Tim;

The proper procedure for ejecting a USB drive in Windows is to right click the device icon and eject the appropriate listed device.

I've done this before without ejecting and lost data before.

My personal experience with ZFS is that it is very reliable FS. I've not lost data on it yet even after several hardware upgrades, abrupt failures and recently an unofficial unsanction expansion technique.

The folks at Sun who developed this earnestly believe in their product. Sometimes, these belief can translate to an uneven reply.

For my own reasons, I too believe whole heartedly in ZFS. (I don't work in Sun nor do I own any share in Sun).

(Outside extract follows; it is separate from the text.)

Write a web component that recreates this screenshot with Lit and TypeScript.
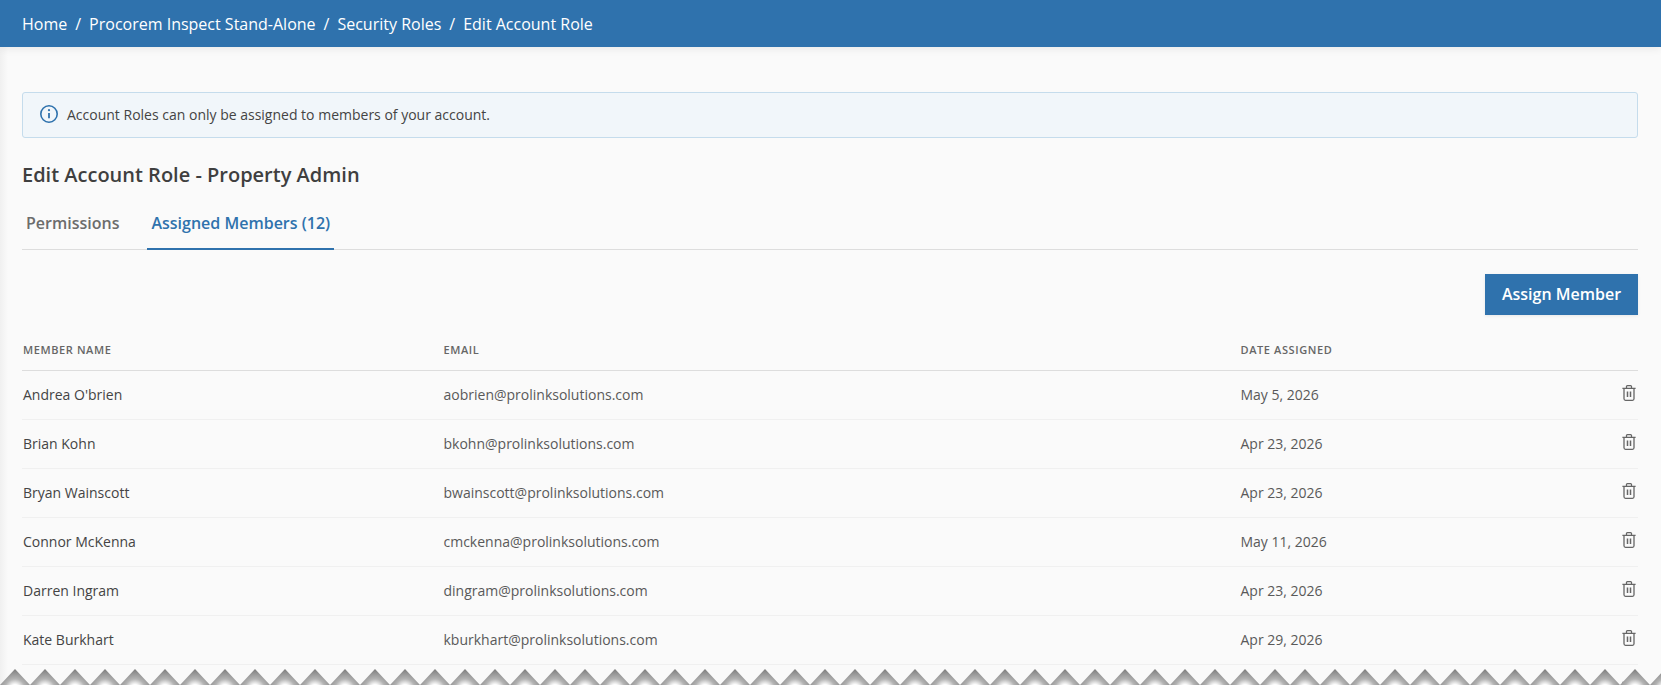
import { LitElement, html, css, svg } from 'lit';
import { customElement } from 'lit/decorators.js';

const members = [
	{ name: "Andrea O'brien", email: 'aobrien@prolinksolutions.com', date: 'May 5, 2026' },
	{ name: 'Brian Kohn', email: 'bkohn@prolinksolutions.com', date: 'Apr 23, 2026' },
	{ name: 'Bryan Wainscott', email: 'bwainscott@prolinksolutions.com', date: 'Apr 23, 2026' },
	{ name: 'Connor McKenna', email: 'cmckenna@prolinksolutions.com', date: 'May 11, 2026' },
	{ name: 'Darren Ingram', email: 'dingram@prolinksolutions.com', date: 'Apr 23, 2026' },
	{ name: 'Kate Burkhart', email: 'kburkhart@prolinksolutions.com', date: 'Apr 29, 2026' },
	// next row, only its icon shows between the torn edge teeth
	{ name: '', email: '', date: '' },
];

const crumbs = ['Home', 'Procorem Inspect Stand-Alone', 'Security Roles', 'Edit Account Role'];

const trash = svg`<svg class="trash" viewBox="0 0 14 16" width="14" height="16" fill="none" stroke="#666" stroke-width="1.3">
	<path d="M0.4 3.4h13.2M4.5 3.4V1.6c0-.5.3-.9.9-.9h3.2c.6 0 .9.4.9.9v1.8M2 3.4v10.4c0 .9.6 1.5 1.5 1.5h7c.9 0 1.5-.6 1.5-1.5V3.4" />
	<path d="M5.5 6.5v5.6M8.5 6.5v5.6" stroke-width="1.5" />
</svg>`;

@customElement('app-root')
export class AppRoot extends LitElement {
	static styles = css`
		:host {
			display: block;
			height: 685px;
			overflow: hidden;
			position: relative;
			background: #fafafa;
			font-family: 'Open Sans', sans-serif;
			color: #444;
		}
		.topbar {
			height: 47px;
			background: #2f72ad;
			display: flex;
			align-items: center;
			padding-left: 22px;
			color: #fff;
			font-size: 16px;
			box-shadow: 0 2px 8px rgba(0, 0, 0, 0.07);
			position: relative;
		}
		.sep {
			margin: 0 8px;
		}
		.main {
			padding: 45px 23px 0 22px;
			background: linear-gradient(to right, #f0f0f0, #fafafa 8px);
		}
		.notice {
			height: 46px;
			box-sizing: border-box;
			display: flex;
			align-items: center;
			gap: 8px;
			padding: 0 0 2px 16px;
			background: #f1f6fa;
			border: 1px solid #c5dcec;
			border-radius: 3px;
			font-size: 14px;
		}
		h1 {
			margin: 24px 0 0;
			font-size: 20px;
			line-height: 26px;
			font-weight: 600;
			color: #3f3f3f;
		}
		.tabs {
			display: flex;
			margin-top: 13px;
			height: 49px;
			box-sizing: border-box;
			border-bottom: 1px solid #ddd;
			font-size: 16px;
			font-weight: 600;
		}
		.tab {
			padding: 0 4px;
			margin-right: 24px;
			line-height: 44px;
			color: #6c6c6c;
		}
		.tab.active {
			color: #2f72ad;
			height: 49px;
			box-sizing: border-box;
			border-bottom: 2px solid #2f72ad;
		}
		.actions {
			display: flex;
			justify-content: flex-end;
			margin-top: 24px;
		}
		button {
			width: 153px;
			height: 41px;
			padding: 0 0 2px;
			border: none;
			background: #2f72ad;
			color: #fff;
			font: 600 16px 'Open Sans', sans-serif;
			box-shadow: 0 1px 3px rgba(0, 0, 0, 0.08);
		}
		.row {
			display: grid;
			grid-template-columns: 421.5px 797px 1fr 24px;
			align-items: center;
			height: 49px;
			box-sizing: border-box;
			padding-bottom: 2px;
			border-bottom: 1px solid #f0f0f0;
			font-size: 14px;
		}
		.row > :first-child {
			padding-left: 1px;
		}
		.row.head {
			height: 56px;
			padding: 14px 0 0;
			border-bottom: 1px solid #ddd;
			font-size: 11px;
			font-weight: 600;
			letter-spacing: 0.6px;
			color: #666;
		}
		.cell-email,
		.cell-date {
			color: #595959;
		}
		.trash {
			display: block;
			justify-self: end;
			margin: 0 2px 3px 0;
		}
		.torn {
			position: absolute;
			left: 0;
			bottom: 0;
			display: block;
		}
	`;

	render() {
		return html`
			<div class="topbar">
				${crumbs.map((c, i) => html`${i > 0 ? html`<span class="sep">/</span>` : ''}<span>${c}</span>`)}
			</div>
			<div class="main">
				<div class="notice">
					<svg width="20" height="20" viewBox="0 0 20 20" fill="none" stroke="#2f72ad">
						<circle cx="10" cy="10" r="8.2" stroke-width="1.6" />
						<path d="M10 9v5.2" stroke-width="1.8" />
						<circle cx="10" cy="6.2" r="1.1" fill="#2f72ad" stroke="none" />
					</svg>
					<span>Account Roles can only be assigned to members of your account.</span>
				</div>
				<h1>Edit Account Role - Property Admin</h1>
				<div class="tabs">
					<div class="tab">Permissions</div>
					<div class="tab active">Assigned Members (12)</div>
				</div>
				<div class="actions"><button>Assign Member</button></div>
				<div class="row head">
					<span>MEMBER NAME</span><span>EMAIL</span><span>DATE ASSIGNED</span><span></span>
				</div>
				${members.map(
					(m) => html`<div class="row">
						<span>${m.name}</span>
						<span class="cell-email">${m.email}</span>
						<span class="cell-date">${m.date}</span>
						${trash}
					</div>`
				)}
			</div>
			<svg class="torn" width="1661" height="16" viewBox="0 0 1661 16">
				<defs>
					<radialGradient id="shade" gradientUnits="userSpaceOnUse" cx="15" cy="20" r="20">
						<stop offset="0.22" stop-color="#ffffff" />
						<stop offset="0.5" stop-color="#b4b4b4" />
						<stop offset="1" stop-color="#7c7c7c" />
					</radialGradient>
					<pattern id="teeth" width="30" height="16" patternUnits="userSpaceOnUse">
						<path d="M0 16L15 0L30 16Z" fill="url(#shade)" />
					</pattern>
				</defs>
				<rect width="1661" height="16" fill="url(#teeth)" />
			</svg>
		`;
	}
}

Perhaps we can all work together and find the proper solution here.

Logic dictates that ZFS can survive an abrupt failure far better than traditional VM/FS combination. The end to end checking summing simply do not exist in traditional methodologies.

Could you describe in detail the kind of IO access you were generating prior to pulling out the USB?

Warmest Regards
Steven Sim

Tim wrote:


On Tue, Feb 10, 2009 at 11:44 PM, Fredrich Maney <fredrichma...@gmail.com> wrote:

Ah... an illiterate AND idiotic bigot. Have you even read the manual
or *ANY* of the replies to your posts? *YOU* caused the situation that
resulted in your data being corrupted. Not Sun, not OpenSolaris, not
ZFS and not anyone on this list. Yet you feel the need to blame ZFS
and insult the people that have been trying to help you understand
what happened and why you shouldn't do what you did.


#1 English is clearly not his native tongue.  Calling someone idiotic and illiterate when they're doing as well as he is in a second language is not only inaccurate, it's "idiotic".
 

ZFS is not a filesystem like UFS or Reiserfs, nor is it an LVM like
SVM or VxVM. It is both a filesystem and a logical volume manager. As
such, like all LVM solutions, there are two steps that you must
perform to safely remove a disk: unmount the filesystem and quiesce
the volume. That means you *MUST*, in the case of ZFS, issue 'umount
filesystem' *AND* 'zpool export' before you yank the USB stick out of
the machine.

Effectively what you did was create a one-sided mirrored volume with
one filesystem on it, then put your very important (but not important
enough to bother mirroring or backing up) data on it. Then you
unmounted the filesystem and ripped the active volume out of the
machine. You got away with it a couple of times because just how good
of a job the ZFS developers did at idiot proofing it, but when it
finally got to the point where you lost your data, you came here to
bitch and point fingers at everyone but the responsible party (hint,
it's you). When your ignorance (and fault) was pointed out to you, you
then resorted to personal attacks and slurs. Nice. Very professional.
Welcome to the bit-bucket.

All that and yet the fact remains: I've never "ejected" a USB drive from OS X or Windows, I simply pull it and go, and I've never once lost data, or had it become unrecoverable or even corrupted.

And yes, I do keep checksums of all the data sitting on them and periodically check it.  So, for all of your ranting and raving, the fact remains even a *crappy* filesystem like fat32 manages to handle a hot unplug without any prior notice without going belly up.